Wednesday, October 20, 2010

Fall Colors


A colorful shot across a field. I love the one hour drive that I make to the cabin. About thirty minutes of the time I'm in the Cherokee National Forest.


Red is visible alongside the road. Gold, green, yellow also abound.


The last three miles of my ride is on gravel road. This colorful limb hangs over-head.


The view leaving the cabin.



The creek at the cabin is moving ever so slowly.


This is the only tree at the cabin showing any color yet. Maybe there is so little color right at the cabin because the building is down in a low place between two mountains?

Why am I here? Because we have a friend who loves to do things for "Mama Frankie". Kathy came Monday to paint the den, kitchen and hallway of our house. I find that the best thing I can do to relieve stress for them and for me is for me to disappear...so out to the cabin and stayed until about 3:30p when a meat truck passed through the mountains selling meat. I bought $1,400 worth of meat for only $706, including tax. I stuffed as much of the meat into my cabin freezer as the little thing would hold, then was forced to take the remaining meat home. I barely managed to get it all stuffed into the freezer. I won't have to buy meat for at least four months.

O.K. -- so the painting was still going on -- which meant that yesterday morning (Tuesday) I also got up and hurried out the door to escape to the mountains!

Tuesday, October 5, 2010

Visitors

I have always loved company. It doesn't matter who they are, when they come, or what the circumstances. We had a saying at our house growing up that if we didn't have a bed we would "drive a nail in the wall to hang company on", meaning that we would make room for them to stay awhile. I can remember many times us three boys giving up our bed and sleeping on a quilt thrown on the floor to make room for guests. But it was always fun! Part of the fun was the good eats - cause Mama always cooked her best for visitors. Part of the joy was that sometimes the visitors had kids my age. Some were kinfolks - but not all. It didn't matter, we just enjoyed visiting with the folks.

And especially do I love company when it's someone I haven't seen in a long while - like this visit Sunday night and yesterday by my 1st cousin, Terry Junius Jones and his lovely wife Trish, who now reside in Alabama. In town, I was awakened from my afternoon nap by their knock on the kitchen door (all strange visitors come to the front door). After a good visit at the house in town on Sunday night - we laid out our plans for Monday by calling my Mom and starting the day at her apartment for breakfast of mullet roe with grits! Junius' career has been commercial fisherman in the Gulf of Mexico. He brought these fresh frozen fish roe up to Mom because he knows how much she enjoys them. And we made her day by visiting with her and allowing her to cook for us. She still loves visitors too.

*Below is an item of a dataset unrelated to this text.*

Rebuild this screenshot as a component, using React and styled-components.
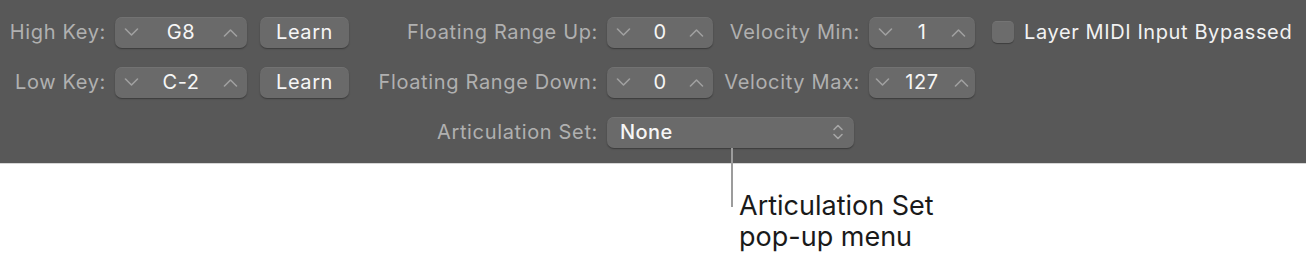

Then we headed out to the cabin where I cooked deer steaks, baked potatoes, and had cake, cinnamon rolls and muscadines for dessert!


Of course I made a fresh pot of coffee which I poured into a thermos bottle to keep it warm.


Canned biscuits to go with our deer steak - unfortunately I left them in the oven just a minute too long but the visitors bragged on them anyway.


These venison steaks cooked up to perfection! They went down well with the baked Idaho potatoes.


These delicious cinnamon rolls were just part of dessert. A berry cake, made by daughter Ruthie - and muscadines - and scuppernongs topped it off.



Delightful Trish was offering to help clean up the dishes but I insisted that it was my job today.


Took them outside to the fire pit where we had a camp-fire going. We needed the fire as the weather was a cool 41 degrees this morning - and only up to 55 for a high.


Sitting here and re-hashing stories from our past times with Grandpa and Grandma Jones consumed a good portion of our day. We also took the vacuum cleaner apart and put it back together so I could vacuum the floor inside. The gas heater was not working properly so Junius helped me take it out of the fireplace box and into the truck to take to town for repairs. And finally, just as I was finished with the dishes - can you believe it? - the water-pump stopped working. Our last item of work was to remove it and place it in the truck to take to town for replacement. Yes, we had our inconveniences - But we had a GREAT time with our visitors!!!